In a proposal titled the “American Family Plan” released by the United States of President Joe Biden on Thursday, it suggested that the importance of cryptocurrencies will arise, even though crypto transactions only take a small portion of corporate income at this stage.
U.S. Treasury Department aims at strengthening regulatory management by requiring more information on the report of the inflow and outflow from accounts of over $10,000 for digital assets including banks, payment providers, and cryptocurrency exchanges annually, saying that:
“Businesses that receive cryptoassets with a fair market value of more than $10,000 would also be reported on. Although cryptocurrency is a small share of current business transactions, such comprehensive reporting is necessary to minimize the incentives and opportunity to shift income out of the new information reporting regime.”

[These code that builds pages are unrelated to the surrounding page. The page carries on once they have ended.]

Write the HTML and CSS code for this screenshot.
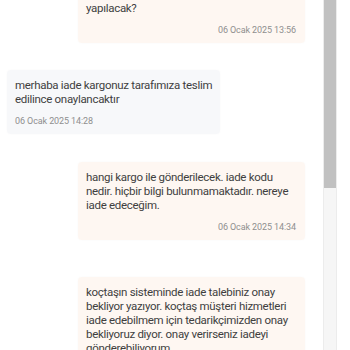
FILE: index.html
```html
<!DOCTYPE html>
<html lang="tr">
<head>
<meta charset="utf-8">
<link rel="stylesheet" href="styles.css">
</head>
<body>
<div class="page">
  <div class="chat">
    <div class="msg msg-out msg-first">
      <div class="msg-text">yapılacak?</div>
      <div class="msg-time">06 Ocak 2025 13:56</div>
    </div>
    <div class="msg msg-in">
      <div class="msg-text">merhaba iade kargonuz tarafımıza teslim edilince onaylancaktır</div>
      <div class="msg-time">06 Ocak 2025 14:28</div>
    </div>
    <div class="msg msg-out">
      <div class="msg-text">hangi kargo ile gönderilecek. iade kodu nedir. hiçbir bilgi bulunmamaktadır. nereye iade edeceğim.</div>
      <div class="msg-time">06 Ocak 2025 14:34</div>
    </div>
    <div class="msg msg-out msg-last">
      <div class="msg-text">koçtaşın sisteminde iade talebiniz onay bekliyor yazıyor. koçtaş müşteri hizmetleri iade edebilmem için tedarikçimizden onay bekliyoruz diyor. onay verirseniz iadeyi gönderebiliyorum.</div>
    </div>
  </div>
  <div class="scrollbar">
    <div class="scrollbar-thumb"></div>
  </div>
</div>
</body>
</html>
```

FILE: styles.css
```css
html, body {
  margin: 0;
  padding: 0;
  background: #ffffff;
}

.page {
  display: flex;
  width: 350px;
  height: 350px;
  overflow: hidden;
  font-family: Roboto, "Liberation Sans", Arial, sans-serif;
}

.chat {
  flex: 1;
  display: flex;
  flex-direction: column;
  gap: 27px;
  padding: 0 18px 0 7px;
}

.msg {
  box-sizing: border-box;
  border-radius: 4px;
  padding: 8px 9px 7px 8px;
  box-shadow: 0 0 3px rgba(0, 0, 0, 0.025);
}

.msg-out {
  align-self: flex-end;
  width: 227px;
  background: #fef7f2;
}

.msg-in {
  align-self: flex-start;
  width: 213px;
  padding-right: 3px;
  background: #f7f8fa;
}

.msg-in + .msg-out {
  margin-top: 1px;
}

.msg-first {
  margin-top: -7px;
}

.msg-last {
  margin-top: 10px;
}

.msg-text {
  font-size: 11.5px;
  line-height: 14px;
  letter-spacing: -0.3px;
  color: #3f3f3f;
}

.msg-time {
  margin-top: 9px;
  font-size: 9px;
  line-height: 12px;
  letter-spacing: -0.1px;
  color: #8f8f8f;
}

.msg-out .msg-time {
  text-align: right;
}

.scrollbar {
  width: 14px;
  margin-right: 13px;
  flex: none;
  box-sizing: border-box;
  background: #f6f6f6;
  border-left: 1px solid #ececec;
  border-right: 1px solid #ececec;
}

.scrollbar-thumb {
  height: 188px;
  background: #c1c1c1;
}
```
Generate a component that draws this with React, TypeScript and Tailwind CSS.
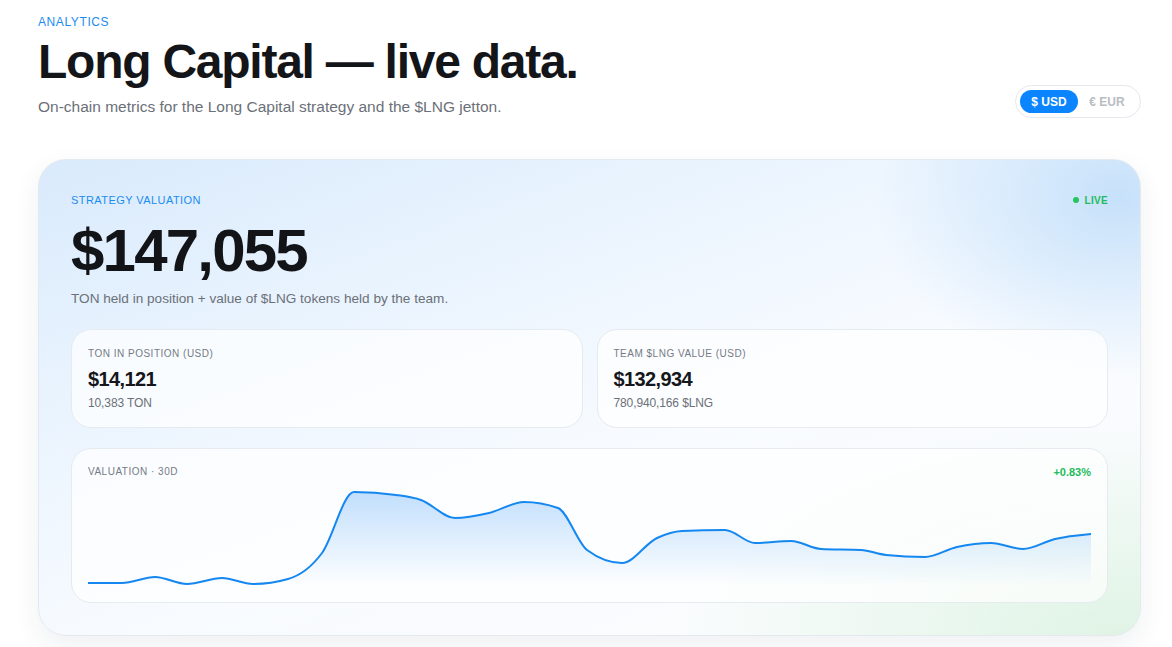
// valuation sparkline, sampled from the last 30 days (local svg coords)
const points: [number, number][] = [
  [0, 97], [34, 97], [67, 91], [99, 98], [134, 92], [165, 98], [200, 93],
  [234, 67], [266, 6], [308, 9], [333, 14], [367, 32], [401, 27], [436, 16],
  [470, 22], [499, 64], [534, 77], [569, 52], [594, 45], [637, 44], [667, 57],
  [703, 55], [733, 63], [773, 64], [798, 69], [837, 71], [869, 61], [903, 57],
  [935, 63], [967, 53], [1003, 48],
];

function monotonePath(p: [number, number][]) {
  const n = p.length;
  const h: number[] = [];
  const s: number[] = [];
  for (let i = 0; i < n - 1; i++) {
    h[i] = p[i + 1][0] - p[i][0];
    s[i] = (p[i + 1][1] - p[i][1]) / h[i];
  }
  const t: number[] = new Array(n).fill(0);
  for (let i = 1; i < n - 1; i++) {
    if (s[i - 1] * s[i] <= 0) {
      t[i] = 0;
    } else {
      const pp = (s[i - 1] * h[i] + s[i] * h[i - 1]) / (h[i - 1] + h[i]);
      t[i] =
        (Math.sign(s[i - 1]) + Math.sign(s[i])) *
        Math.min(Math.abs(s[i - 1]), Math.abs(s[i]), 0.5 * Math.abs(pp));
    }
  }
  t[0] = (3 * s[0] - t[1]) / 2;
  t[n - 1] = (3 * s[n - 2] - t[n - 2]) / 2;
  let d = `M${p[0][0]},${p[0][1]}`;
  for (let i = 0; i < n - 1; i++) {
    const [x0, y0] = p[i];
    const [x1, y1] = p[i + 1];
    const dx = h[i] / 3;
    d += ` C${x0 + dx},${y0 + dx * t[i]} ${x1 - dx},${y1 - dx * t[i + 1]} ${x1},${y1}`;
  }
  return d;
}

const linePath = monotonePath(points);
const areaPath = `${linePath} L1003,100 L0,100 Z`;

interface StatProps {
  label: string;
  value: string;
  sub: string;
}

const Stat = ({ label, value, sub }: StatProps) => {
  return (
    <div className="flex flex-col rounded-[20px] border border-[#e6ebf0] bg-white/70 px-4 pt-[17px] pb-4">
      <div className="text-[10px] leading-[14px] tracking-[0.05em] text-[#757b84]">
        {label}
      </div>
      <div className="mt-1 text-[20px] leading-[28px] font-bold tracking-[-0.03em] text-[#15171b]">
        {value}
      </div>
      <div className="mt-0.5 text-[12px] leading-4 tracking-[-0.01em] text-[#6b7078]">
        {sub}
      </div>
    </div>
  );
};

const Chart = () => {
  return (
    <svg
      viewBox="0 0 1003 100"
      preserveAspectRatio="none"
      className="block h-[100px] w-full"
    >
      <defs>
        <linearGradient id="fill" x1="0" y1="0" x2="0" y2="1">
          <stop offset="0%" stopColor="#2b8ff5" stopOpacity="0.28" />
          <stop offset="100%" stopColor="#2b8ff5" stopOpacity="0" />
        </linearGradient>
      </defs>
      <path d={areaPath} fill="url(#fill)" />
      <path
        d={linePath}
        fill="none"
        stroke="#1487f0"
        strokeWidth="2"
        strokeLinejoin="round"
        strokeLinecap="round"
      />
    </svg>
  );
};

export default function App() {
  return (
    <div className="min-h-screen bg-white pl-[38px] pt-[14px] pb-4 font-['Liberation_Sans',Arial,sans-serif]">
      <div className="w-[1103px]">
        <header className="flex items-end justify-between">
          <div className="flex flex-col">
            <div className="text-[12px] leading-4 tracking-[0.05em] text-[#1a8cf0]">
              ANALYTICS
            </div>
            <h1 className="mt-2 text-[48px] leading-none font-bold tracking-[-0.026em] text-[#141519]">
              Long Capital — live data.
            </h1>
            <p className="mt-[10px] text-[15.5px] leading-[22px] text-[#6b7078]">
              On-chain metrics for the Long Capital strategy and the $LNG jetton.
            </p>
          </div>
          <div className="flex rounded-full border border-[#e5e8ec] bg-white p-1">
            <button className="h-[23px] w-[58px] rounded-full bg-[#0a84ff] text-[12px] font-bold text-white">
              $ USD
            </button>
            <button className="h-[23px] w-[58px] rounded-full text-[12px] font-bold text-[#b8bcc3]">
              € EUR
            </button>
          </div>
        </header>

        <section className="mt-[41px] rounded-[28px] border border-[#e4e9ee] bg-[radial-gradient(ellipse_22%_38%_at_98%_8%,rgba(196,224,250,0.95),transparent),radial-gradient(ellipse_40%_45%_at_98%_100%,rgba(222,243,228,0.95),transparent),linear-gradient(160deg,#d9eafc_0%,#eaf4fe_30%,#f8fbff_58%,#fbfdfc_100%)] p-8 shadow-[0_10px_28px_rgba(20,40,70,0.07)]">
          <div className="flex items-center justify-between">
            <div className="text-[11px] leading-4 tracking-[0.04em] text-[#1a8cf0]">
              STRATEGY VALUATION
            </div>
            <div className="flex items-center gap-[6px] text-[10px] font-bold tracking-[0.03em] text-[#22bb5b]">
              <span className="h-[6px] w-[6px] rounded-full bg-[#22c55e]" />
              LIVE
            </div>
          </div>
          <div className="mt-[13px] text-[60px] leading-none font-bold tracking-[-0.03em] text-[#131418]">
            $147,055
          </div>
          <p className="mt-2 text-[13.6px] leading-5 text-[#6b7078]">
            TON held in position + value of $LNG tokens held by the team.
          </p>

          <div className="mt-5 grid grid-cols-2 gap-[14px]">
            <Stat label="TON IN POSITION (USD)" value="$14,121" sub="10,383 TON" />
            <Stat
              label="TEAM $LNG VALUE (USD)"
              value="$132,934"
              sub="780,940,166 $LNG"
            />
          </div>

          <div className="mt-5 rounded-[20px] border border-[#e6ebf0] bg-white/70 px-4 pt-4 pb-4">
            <div className="flex items-center justify-between">
              <div className="text-[10px] leading-[14px] tracking-[0.05em] text-[#757b84]">
                VALUATION · 30D
              </div>
              <div className="text-[11px] leading-[14px] font-bold text-[#22bb5b]">
                +0.83%
              </div>
            </div>
            <div className="mt-[7px]">
              <Chart />
            </div>
          </div>
        </section>
      </div>
    </div>
  );
}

To increase the transparency of total income and expenditures, Biden’s proposal requires that information records on financial accounts needed to be provided to the IRS, The new system will cover other accounts similar to financial institution accounts, foreign financial institutions, crypto-asset exchanges, and custodians.
The report stated that:
“Still another significant concern is virtual currencies, which have grown to $2 trillion in market capitalization. Cryptocurrency already poses a significant detection problem by facilitating illegal activity broadly including tax evasion.”
This is one of the reasons why the White House proposed to provide more resources for the IRS to study the growth of crypto assets.
Additionally, Reuters reported that the Biden administration’s tax enforcement proposal will invest approximately $80 billion in U.S. tax agencies by 2031 and double the number of IRS employees to improve tax revenue compliance.
Government documents revealed that companies might circumvent bank account audits in cash. Therefore, the business tax gap will shift to cash-based transactions and may cause difficulties when verifying internal security risks. Tax regulators still need to explore a more reasonable path for the companies that currently handle cash and cryptocurrencies.